▶ [Exercise task] Write out each line word for word. Drop pictures.

———

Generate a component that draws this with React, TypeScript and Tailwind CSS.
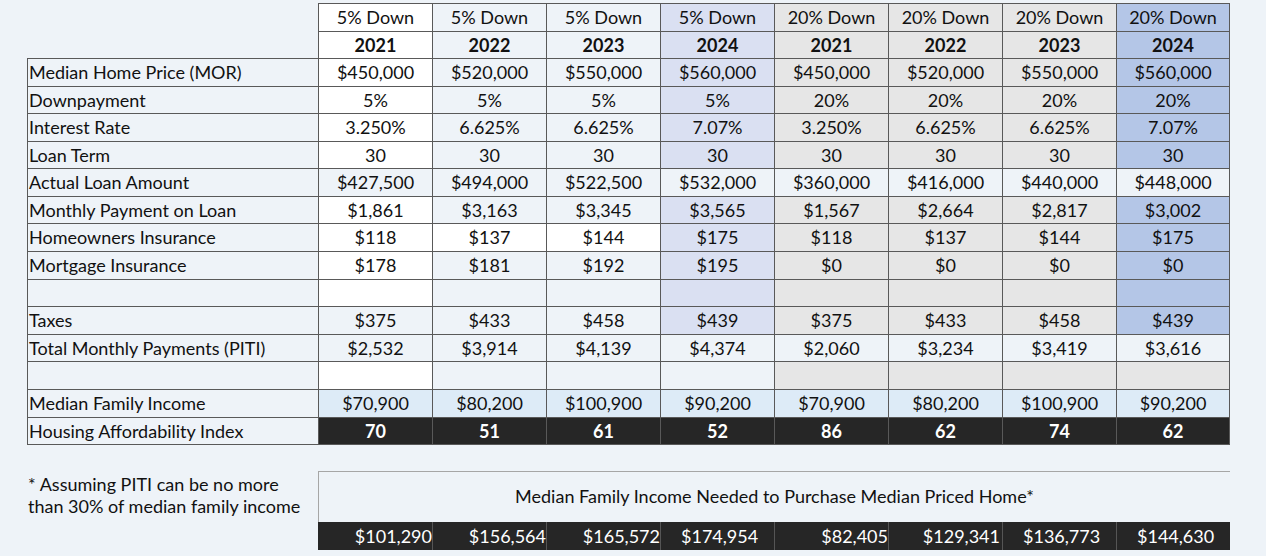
import React from "react";

const W = "bg-white";
const L = "bg-[#eef3f8]";
const V = "bg-[#dae0f2]";
const G = "bg-[#e6e6e6]";
const B = "bg-[#b4c6e7]";
const I = "bg-[#ddebf7]";
const K = "bg-[#262626] text-white font-bold";

const base = [W, L, L, V, G, G, G, B];
const allL = [L, L, L, L, L, L, L, L];

type Row = {
  label: string | null;
  values: string[];
  colors: string[];
  h: string;
  bold?: boolean;
};

const rows: Row[] = [
  { label: null, values: ["5% Down", "5% Down", "5% Down", "5% Down", "20% Down", "20% Down", "20% Down", "20% Down"], colors: base, h: "h-[28px]" },
  { label: null, values: ["2021", "2022", "2023", "2024", "2021", "2022", "2023", "2024"], colors: base, h: "h-[27px]", bold: true },
  { label: "Median Home Price (MOR)", values: ["$450,000", "$520,000", "$550,000", "$560,000", "$450,000", "$520,000", "$550,000", "$560,000"], colors: base, h: "h-[28px]" },
  { label: "Downpayment", values: ["5%", "5%", "5%", "5%", "20%", "20%", "20%", "20%"], colors: base, h: "h-[27px]" },
  { label: "Interest Rate", values: ["3.250%", "6.625%", "6.625%", "7.07%", "3.250%", "6.625%", "6.625%", "7.07%"], colors: base, h: "h-[28px]" },
  { label: "Loan Term", values: ["30", "30", "30", "30", "30", "30", "30", "30"], colors: base, h: "h-[27px]" },
  { label: "Actual Loan Amount", values: ["$427,500", "$494,000", "$522,500", "$532,000", "$360,000", "$416,000", "$440,000", "$448,000"], colors: allL, h: "h-[28px]" },
  { label: "Monthly Payment on Loan", values: ["$1,861", "$3,163", "$3,345", "$3,565", "$1,567", "$2,664", "$2,817", "$3,002"], colors: base, h: "h-[27px]" },
  { label: "Homeowners Insurance", values: ["$118", "$137", "$144", "$175", "$118", "$137", "$144", "$175"], colors: [W, W, W, V, G, G, G, B], h: "h-[28px]" },
  { label: "Mortgage Insurance", values: ["$178", "$181", "$192", "$195", "$0", "$0", "$0", "$0"], colors: base, h: "h-[28px]" },
  { label: "", values: ["", "", "", "", "", "", "", ""], colors: base, h: "h-[27px]" },
  { label: "Taxes", values: ["$375", "$433", "$458", "$439", "$375", "$433", "$458", "$439"], colors: [L, L, L, V, G, G, G, B], h: "h-[28px]" },
  { label: "Total Monthly Payments (PITI)", values: ["$2,532", "$3,914", "$4,139", "$4,374", "$2,060", "$3,234", "$3,419", "$3,616"], colors: allL, h: "h-[27px]" },
  { label: "", values: ["", "", "", "", "", "", "", ""], colors: [W, L, L, L, G, G, G, G], h: "h-[28px]" },
  { label: "Median Family Income", values: ["$70,900", "$80,200", "$100,900", "$90,200", "$70,900", "$80,200", "$100,900", "$90,200"], colors: [I, I, I, I, I, I, I, I], h: "h-[28px]" },
  { label: "Housing Affordability Index", values: ["70", "51", "61", "52", "86", "62", "74", "62"], colors: [K, K, K, K, K, K, K, K], h: "h-[28px]" },
];

const barVals = ["$101,290", "$156,564", "$165,572", "$174,954", "$82,405", "$129,341", "$136,773", "$144,630"];
const barAlign = [
  "justify-end pr-0",
  "justify-end pr-0",
  "justify-end pr-0",
  "justify-start pl-[20px]",
  "justify-end pr-0",
  "justify-end pr-[2px]",
  "justify-start pl-[20px]",
  "justify-start pl-[20px]",
];

export default function App() {
  return (
    <div
      className="w-[1266px] h-[556px] overflow-hidden bg-[#eef3f8] text-[#111] text-[18px] leading-none"
      style={{ fontFamily: "Lato, 'Open Sans', sans-serif" }}
    >
      <div className="ml-[27px] mt-[3px] flex flex-col w-[1203px]">
        {rows.map((r, ri) => {
          const last = ri === rows.length - 1;
          return (
            <div key={ri} className={`flex ${r.h}`}>
              {r.label === null ? (
                <div className="w-[291px] shrink-0" />
              ) : (
                <div
                  className={`w-[291px] shrink-0 border-l border-t border-[#595959] flex items-center pl-[1px] pb-[1px] ${last ? "border-b" : ""}`}
                >
                  {r.label}
                </div>
              )}
              {r.values.map((v, ci) => (
                <div
                  key={ci}
                  className={`w-[114px] shrink-0 border-l border-t border-[#595959] flex items-center justify-center pb-[1px] ${r.colors[ci]} ${ci === 7 ? "border-r" : ""} ${last ? "border-b" : ""} ${r.bold ? "font-bold" : ""}`}
                >
                  {v}
                </div>
              ))}
            </div>
          );
        })}
      </div>

      <div className="ml-[27px] mt-[26px] flex">
        <div className="w-[291px] shrink-0 pt-[2px] pl-[1px] leading-[22px]">
          <div>* Assuming PITI can be no more</div>
          <div>than 30% of median family income</div>
        </div>
        <div className="w-[912px] shrink-0 flex flex-col">
          <div className="h-[51px] border-t border-l border-[#a6a6a6] flex items-center justify-center pb-[2px]">
            Median Family Income Needed to Purchase Median Priced Home*
          </div>
          <div className="h-[28px] flex bg-[#262626] text-white">
            {barVals.map((v, i) => (
              <div
                key={i}
                className={`w-[114px] shrink-0 flex items-center pb-[1px] ${barAlign[i]} ${i > 0 ? "border-l border-[#555]" : ""}`}
              >
                {v}
              </div>
            ))}
          </div>
        </div>
      </div>
    </div>
  );
}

———

▶ [Written solution]
Generate a component that draws this with React, TypeScript and Tailwind CSS.
import React from "react";

const W = "bg-white";
const L = "bg-[#eef3f8]";
const V = "bg-[#dae0f2]";
const G = "bg-[#e6e6e6]";
const B = "bg-[#b4c6e7]";
const I = "bg-[#ddebf7]";
const K = "bg-[#262626] text-white font-bold";

const base = [W, L, L, V, G, G, G, B];
const allL = [L, L, L, L, L, L, L, L];

type Row = {
  label: string | null;
  values: string[];
  colors: string[];
  h: string;
  bold?: boolean;
};

const rows: Row[] = [
  { label: null, values: ["5% Down", "5% Down", "5% Down", "5% Down", "20% Down", "20% Down", "20% Down", "20% Down"], colors: base, h: "h-[28px]" },
  { label: null, values: ["2021", "2022", "2023", "2024", "2021", "2022", "2023", "2024"], colors: base, h: "h-[27px]", bold: true },
  { label: "Median Home Price (MOR)", values: ["$450,000", "$520,000", "$550,000", "$560,000", "$450,000", "$520,000", "$550,000", "$560,000"], colors: base, h: "h-[28px]" },
  { label: "Downpayment", values: ["5%", "5%", "5%", "5%", "20%", "20%", "20%", "20%"], colors: base, h: "h-[27px]" },
  { label: "Interest Rate", values: ["3.250%", "6.625%", "6.625%", "7.07%", "3.250%", "6.625%", "6.625%", "7.07%"], colors: base, h: "h-[28px]" },
  { label: "Loan Term", values: ["30", "30", "30", "30", "30", "30", "30", "30"], colors: base, h: "h-[27px]" },
  { label: "Actual Loan Amount", values: ["$427,500", "$494,000", "$522,500", "$532,000", "$360,000", "$416,000", "$440,000", "$448,000"], colors: allL, h: "h-[28px]" },
  { label: "Monthly Payment on Loan", values: ["$1,861", "$3,163", "$3,345", "$3,565", "$1,567", "$2,664", "$2,817", "$3,002"], colors: base, h: "h-[27px]" },
  { label: "Homeowners Insurance", values: ["$118", "$137", "$144", "$175", "$118", "$137", "$144", "$175"], colors: [W, W, W, V, G, G, G, B], h: "h-[28px]" },
  { label: "Mortgage Insurance", values: ["$178", "$181", "$192", "$195", "$0", "$0", "$0", "$0"], colors: base, h: "h-[28px]" },
  { label: "", values: ["", "", "", "", "", "", "", ""], colors: base, h: "h-[27px]" },
  { label: "Taxes", values: ["$375", "$433", "$458", "$439", "$375", "$433", "$458", "$439"], colors: [L, L, L, V, G, G, G, B], h: "h-[28px]" },
  { label: "Total Monthly Payments (PITI)", values: ["$2,532", "$3,914", "$4,139", "$4,374", "$2,060", "$3,234", "$3,419", "$3,616"], colors: allL, h: "h-[27px]" },
  { label: "", values: ["", "", "", "", "", "", "", ""], colors: [W, L, L, L, G, G, G, G], h: "h-[28px]" },
  { label: "Median Family Income", values: ["$70,900", "$80,200", "$100,900", "$90,200", "$70,900", "$80,200", "$100,900", "$90,200"], colors: [I, I, I, I, I, I, I, I], h: "h-[28px]" },
  { label: "Housing Affordability Index", values: ["70", "51", "61", "52", "86", "62", "74", "62"], colors: [K, K, K, K, K, K, K, K], h: "h-[28px]" },
];

const barVals = ["$101,290", "$156,564", "$165,572", "$174,954", "$82,405", "$129,341", "$136,773", "$144,630"];
const barAlign = [
  "justify-end pr-0",
  "justify-end pr-0",
  "justify-end pr-0",
  "justify-start pl-[20px]",
  "justify-end pr-0",
  "justify-end pr-[2px]",
  "justify-start pl-[20px]",
  "justify-start pl-[20px]",
];

export default function App() {
  return (
    <div
      className="w-[1266px] h-[556px] overflow-hidden bg-[#eef3f8] text-[#111] text-[18px] leading-none"
      style={{ fontFamily: "Lato, 'Open Sans', sans-serif" }}
    >
      <div className="ml-[27px] mt-[3px] flex flex-col w-[1203px]">
        {rows.map((r, ri) => {
          const last = ri === rows.length - 1;
          return (
            <div key={ri} className={`flex ${r.h}`}>
              {r.label === null ? (
                <div className="w-[291px] shrink-0" />
              ) : (
                <div
                  className={`w-[291px] shrink-0 border-l border-t border-[#595959] flex items-center pl-[1px] pb-[1px] ${last ? "border-b" : ""}`}
                >
                  {r.label}
                </div>
              )}
              {r.values.map((v, ci) => (
                <div
                  key={ci}
                  className={`w-[114px] shrink-0 border-l border-t border-[#595959] flex items-center justify-center pb-[1px] ${r.colors[ci]} ${ci === 7 ? "border-r" : ""} ${last ? "border-b" : ""} ${r.bold ? "font-bold" : ""}`}
                >
                  {v}
                </div>
              ))}
            </div>
          );
        })}
      </div>

      <div className="ml-[27px] mt-[26px] flex">
        <div className="w-[291px] shrink-0 pt-[2px] pl-[1px] leading-[22px]">
          <div>* Assuming PITI can be no more</div>
          <div>than 30% of median family income</div>
        </div>
        <div className="w-[912px] shrink-0 flex flex-col">
          <div className="h-[51px] border-t border-l border-[#a6a6a6] flex items-center justify-center pb-[2px]">
            Median Family Income Needed to Purchase Median Priced Home*
          </div>
          <div className="h-[28px] flex bg-[#262626] text-white">
            {barVals.map((v, i) => (
              <div
                key={i}
                className={`w-[114px] shrink-0 flex items-center pb-[1px] ${barAlign[i]} ${i > 0 ? "border-l border-[#555]" : ""}`}
              >
                {v}
              </div>
            ))}
          </div>
        </div>
      </div>
    </div>
  );
}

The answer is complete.